Una de las funciones que debe desempeñar un estado moderno
es la de redistribuir la riqueza del país. Por infinidad de causas, la
diferencia entre el grado de riqueza que generan unas personas y otras es muy
elevado. Si el Estado no interviniera, se produciría un proceso de darwinismo
social –lo más parecido a la ley de la selva-, que daría lugar a que muchas
personas, sencillamente, no lograrían sobrevivir.

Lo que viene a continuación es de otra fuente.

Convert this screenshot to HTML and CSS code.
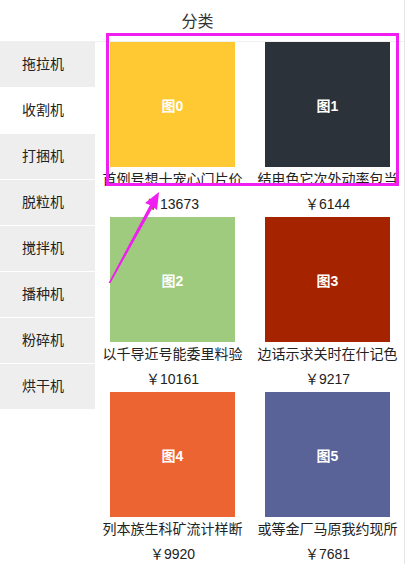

El Estado funciona como un inmenso vehículo a pedales: cada
ciudadano pedalea según sus fuerzas, y la suma de todos esos esfuerzos hace que
el vehículo avance. En consecuencia, la velocidad del vehículo dependerá de
tres factores: a) el número de personas que pedalean, en relación con el número
de las que no pedalean; b) el esfuerzo de los que pedalean; y c) la eficiencia
de la propia bicicleta.
Desde este enfoque, no puede extrañarnos que la bicicleta de
España sea incapaz de remontar la pendiente de la crisis internacional. No es
sólo que cada vez son menos los que pedalean y más los que no mueven las
piernas; sino que, además, el entusiasmo con que los primeros va menguando mes
a mes.
Pero quizá el principal problema esté en el propio diseño de
la bicicleta. Los ingenieros políticos dibujaron los planos en la Transición, y
los artesanos políticos han construido poco a poco un engendro muy vistoso,
pero muy poco eficiente. Tenemos un Estado-bicicleta de mármol, con muchas
luces, que absorben mucha energía; con
infinidad de banderolas que chocan contra el viento; con diecisiete manillares;
con engranajes mal ajustados; y con la cadena floja.